I excepted women and children, but that is wrong. The boys smoke too—sometimes pipes, oftenest cigars. At a music hall at The Hague I watched a contest in generosity between two friends in a family party as to which should supply a small boy in sailor suit, evidently the son of the host, with a cigar. Both won.

Fell, writing in 1801, says that the Dutch, although smoke dried, were not then smoking so much as they had done twenty years before. The Dutchmen, he says, ” of the lower classes of society, and not a few in the higher walks of life, carry in their pockets the whole apparatus which is necessary for smoking :—a box of enormous size, which frequently contains half a pound of tobacco; a pipe of clay or ivory, according to the fancy or wealth of the possessor ; if the latter, instruments to clean it ; a pricker to remove obstructions from the tube of the pipe; a cover of brass wire for the bowl, to prevent the ashes or sparks of the tobacco from flying out ; and sometimes a tinder. box, or bottle of phosphorus, to procure fire, in case none is at hand.

“The excuse of the Dutch for their lavish attachment to tobacco, in the most offensive form in which it can be exhibited, is, that the smoke of this transatlantic weed preserves them from many disorders to which they are liable from the moisture of the atmosphere of their country, and enables them to bear cold and wet without inconvenience.”

Fell supports this curious theory by relating that when, soaked by a storm, he arrived at an inn at Overschie, the landlord offered him a pipe of tobacco to prevent any bad consequences. Fell, however, having none of his friend Charles Lamb’s affection for the friendly traitress, declined it with asperity.

Ireland has an ingenious theory to account for the addiction of the Dutch to tobacco. It is, he says, the succedaneum to purify the unwholesome exhalations of the canals. “A Dutchman’s taciturnity forbids his complaining; so that all his waking hours are silently employed in casting forth the filthy puff of the weed, to dispel the more filthy stench of the canal.”

Ireland’s view was probably an invention ; but this I know, that the Dutch cigar and the Dutch atmosphere are singularly well adapted to each other. I brought home a box of a brand which was agreeable in Holland, and they were unendurable in England.

The cigar is the national medium for consuming tobacco, cigarettes being practically unknown, and pipes rare in the streets.
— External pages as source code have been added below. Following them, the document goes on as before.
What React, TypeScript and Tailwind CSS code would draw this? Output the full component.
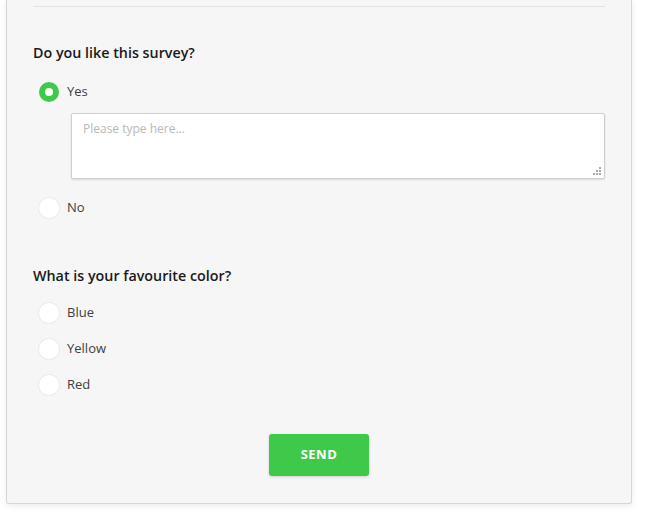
import React from "react";

function Radio({ checked, label }: { checked?: boolean; label: string }) {
  return (
    <div className="flex h-[36px] items-center">
      <div className="ml-[6px] flex h-[20px] w-[20px] items-center justify-center">
        {checked ? (
          <div className="flex h-[20px] w-[20px] items-center justify-center rounded-full bg-[#3fc94a]">
            <div className="h-[8px] w-[8px] rounded-full bg-white" />
          </div>
        ) : (
          <div className="h-[20px] w-[20px] rounded-full bg-white shadow-[0_0_0_1px_#ececec]" />
        )}
      </div>
      <span className="ml-[8px] text-[13px] text-[#404040]">{label}</span>
    </div>
  );
}

export default function App() {
  return (
    <div
      className="min-h-[516px] bg-white"
      style={{ fontFamily: '"Open Sans", sans-serif' }}
    >
      <div className="ml-[6px] w-[626px] rounded-b-[3px] border border-t-0 border-[#d6d6d6] bg-[#f6f6f6] pl-[26px] pr-[26px] shadow-[0_2px_6px_rgba(0,0,0,0.08)]">
        <div className="h-[7px] border-b border-[#e2e2e2]" />
        <div className="pt-[36px]">
          <div className="h-[20px] text-[14.3px] font-semibold leading-[20px] text-[#1a1a1a]">
            Do you like this survey?
          </div>
          <div className="mt-[11px]">
            <Radio checked label="Yes" />
            <div className="relative ml-[38px] mt-[3px] h-[66px] rounded-[2px] border border-[#cfcfcf] bg-white px-[11px] py-[6px] text-[12px] text-[#b8b8b8] shadow-[0_1px_2px_rgba(0,0,0,0.12)]">
              Please type here...
              <svg className="absolute bottom-[2px] right-[2px]" width="9" height="9" viewBox="0 0 9 9">
                <rect x="6" y="0" width="2" height="2" fill="#aaa" />
                <rect x="3" y="3" width="2" height="2" fill="#aaa" />
                <rect x="6" y="3" width="2" height="2" fill="#aaa" />
                <rect x="0" y="6" width="2" height="2" fill="#aaa" />
                <rect x="3" y="6" width="2" height="2" fill="#aaa" />
                <rect x="6" y="6" width="2" height="2" fill="#aaa" />
              </svg>
            </div>
            <div className="mt-[11px]">
              <Radio label="No" />
            </div>
          </div>
        </div>
        <div className="pt-[40px]">
          <div className="h-[20px] text-[14.3px] font-semibold leading-[20px] text-[#1a1a1a]">
            What is your favourite color?
          </div>
          <div className="mt-[9px]">
            <Radio label="Blue" />
            <Radio label="Yellow" />
            <Radio label="Red" />
          </div>
        </div>
        <div className="flex justify-center pt-[31px] pb-[27px]">
          <button className="h-[42px] w-[100px] rounded-[3px] bg-[#3fc94a] text-[13px] font-bold tracking-[0.5px] text-white shadow-[0_1px_3px_rgba(0,0,0,0.15)]">
            SEND
          </button>
        </div>
      </div>
    </div>
  );
}
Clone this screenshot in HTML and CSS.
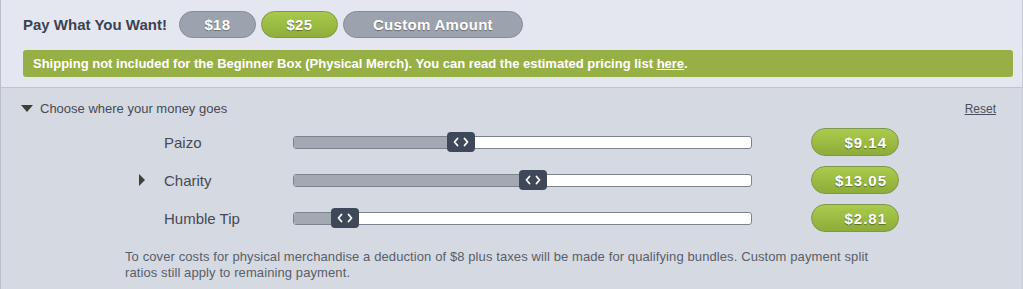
FILE: index.html
```html
<!DOCTYPE html>
<html>
<head>
<meta charset="utf-8">
<link rel="stylesheet" href="styles.css">
</head>
<body>
<div class="panel">
  <div class="top">
    <div class="pwyw">
      <span class="pwyw-label">Pay What You Want!</span>
      <button class="pill pill-gray pill-sm">$18</button>
      <button class="pill pill-green pill-sm">$25</button>
      <button class="pill pill-gray pill-lg">Custom Amount</button>
    </div>
    <div class="notice"><span>Shipping not included for the Beginner Box (Physical Merch). You can read the estimated pricing list <a href="#">here</a>.</span></div>
  </div>
  <div class="split">
    <div class="split-head">
      <span class="toggle"><span class="tri-down"></span>Choose where your money goes</span>
      <a class="reset" href="#">Reset</a>
    </div>
    <div class="rows">
      <div class="row">
        <div class="name"><span class="arrow"></span>Paizo</div>
        <div class="track">
          <div class="fill" style="width:168px"></div>
          <div class="handle" style="left:154px"><svg width="28" height="20" viewBox="0 0 28 20"><path d="M10.5 6.5 7.5 10l3 3.5M17.5 6.5l3 3.5-3 3.5" fill="none" stroke="#fff" stroke-width="1.8" stroke-linecap="round" stroke-linejoin="round"/></svg></div>
        </div>
        <div class="amount">$9.14</div>
      </div>
      <div class="row">
        <div class="name"><span class="arrow arrow-on"></span>Charity</div>
        <div class="track">
          <div class="fill" style="width:240px"></div>
          <div class="handle" style="left:226px"><svg width="28" height="20" viewBox="0 0 28 20"><path d="M10.5 6.5 7.5 10l3 3.5M17.5 6.5l3 3.5-3 3.5" fill="none" stroke="#fff" stroke-width="1.8" stroke-linecap="round" stroke-linejoin="round"/></svg></div>
        </div>
        <div class="amount">$13.05</div>
      </div>
      <div class="row">
        <div class="name"><span class="arrow"></span>Humble Tip</div>
        <div class="track">
          <div class="fill" style="width:52px"></div>
          <div class="handle" style="left:38px"><svg width="28" height="20" viewBox="0 0 28 20"><path d="M10.5 6.5 7.5 10l3 3.5M17.5 6.5l3 3.5-3 3.5" fill="none" stroke="#fff" stroke-width="1.8" stroke-linecap="round" stroke-linejoin="round"/></svg></div>
        </div>
        <div class="amount">$2.81</div>
      </div>
    </div>
    <p class="note">To cover costs for physical merchandise a deduction of $8 plus taxes will be made for qualifying bundles. Custom payment split ratios still apply to remaining payment.</p>
  </div>
</div>
</body>
</html>
```

FILE: styles.css
```css
* { box-sizing: border-box; }
html, body { margin: 0; padding: 0; }
body {
  font-family: "Liberation Sans", Arial, sans-serif;
  background: #d5d9e1;
  width: 1023px;
  height: 289px;
  overflow: hidden;
}
.panel {
  border-left: 1px solid #b8becb;
  border-right: 1px solid #c9ced8;
  height: 289px;
}
.top {
  background: #e4e7ef;
  padding: 11px 9px 10px 22px;
  border-bottom: 1px solid #bfc4ce;
}
.pwyw {
  display: flex;
  align-items: center;
  gap: 5px;
  height: 27px;
}
.pwyw-label {
  font-size: 15px;
  font-weight: bold;
  color: #3d4250;
  margin-right: 7px;
}
.pill {
  height: 27px;
  border-radius: 14px;
  font-family: inherit;
  font-size: 15px;
  font-weight: bold;
  color: #fff;
  text-shadow: 0 1px 1px rgba(0,0,0,0.35);
  padding: 0;
  display: flex;
  align-items: center;
  justify-content: center;
  letter-spacing: 0.3px;
}
.pill-gray {
  background: #9da3ae;
  border: 1px solid #858b97;
}
.pill-green {
  background: linear-gradient(#a9c94b, #8fae3a);
  border: 1px solid #7e974a;
}
.pill-sm { width: 77px; }
.pill-lg { width: 180px; }
.notice {
  margin-top: 12px;
  background: #97b046;
  border-radius: 3px;
  height: 27px;
  padding-left: 10px;
  display: flex;
  align-items: center;
  color: #fff;
  font-size: 13px;
  font-weight: bold;
}
.notice a { color: #fff; }
.split {
  padding: 0 26px 0 20px;
}
.split-head {
  height: 35px;
  display: flex;
  align-items: center;
  justify-content: space-between;
  padding-top: 6px;
}
.toggle {
  display: flex;
  align-items: center;
  font-size: 13px;
  color: #454a55;
}
.tri-down {
  width: 0; height: 0;
  border-left: 6px solid transparent;
  border-right: 6px solid transparent;
  border-top: 7px solid #3f3f3a;
  margin-right: 7px;
}
.reset {
  font-size: 12px;
  color: #4a4f5a;
}
.rows {
  display: flex;
  flex-direction: column;
}
.row {
  display: grid;
  grid-template-columns: 272px 459px 59px 88px;
  align-items: center;
  height: 38px;
}
.name {
  display: flex;
  align-items: center;
  padding-left: 117px;
  font-size: 15px;
  color: #454a55;
}
.arrow {
  width: 26px;
  display: flex;
}
.arrow-on::before {
  content: "";
  margin-left: 1px;
  border-top: 6px solid transparent;
  border-bottom: 6px solid transparent;
  border-left: 6px solid #3f3f3a;
}
.track {
  position: relative;
  height: 13px;
  background: #fff;
  border: 1px solid #7c8290;
  border-radius: 3px;
}
.fill {
  height: 100%;
  background: #a3a9b3;
  border-radius: 2px 0 0 2px;
}
.handle {
  position: absolute;
  top: -5px;
  width: 28px;
  height: 20px;
  margin-left: -1px;
  background: #3f4858;
  border-radius: 4px;
  display: flex;
}
.amount {
  grid-column: 4;
  height: 28px;
  border-radius: 14px;
  background: linear-gradient(#aacb4c, #8dac39);
  border: 1px solid #7f9650;
  color: #fff;
  font-size: 15px;
  font-weight: bold;
  text-shadow: 0 1px 1px rgba(0,0,0,0.4);
  display: flex;
  align-items: center;
  justify-content: flex-end;
  padding-right: 11px;
  letter-spacing: 1px;
}
.note {
  margin: 12px 0 0 104px;
  width: 760px;
  font-size: 13px;
  line-height: 16px;
  letter-spacing: 0.1px;
  color: #595e69;
}
```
My experience of the Dutch cigar is that it is a very harmless luxury and a very persuasive one. After a little while it becomes second nature to drop into a tobacconist’s and slip a dozen cigars into one’s pocket, at a cost of a few pence ; and the cigars being there, it is another case of second nature to smoke them practically continuously. Of these cigars, which range in price from a few cents to a few pence each, there are hundreds if not thousands of varieties.

The number of tobacconists in Holland must be enormous. Almost every other shop window in Amsterdam is a mass of cigars. The pretty French custom of giving tobacco licences to the widows of soldiers is not adopted here ; indeed, I do not see that it could be, for the army is only 100,000 strong. In times of stress it might perhaps be advisable to send the tobacconists out to fight, and keep the soldiers to mind as many of their shops as could be managed, shutting up the rest.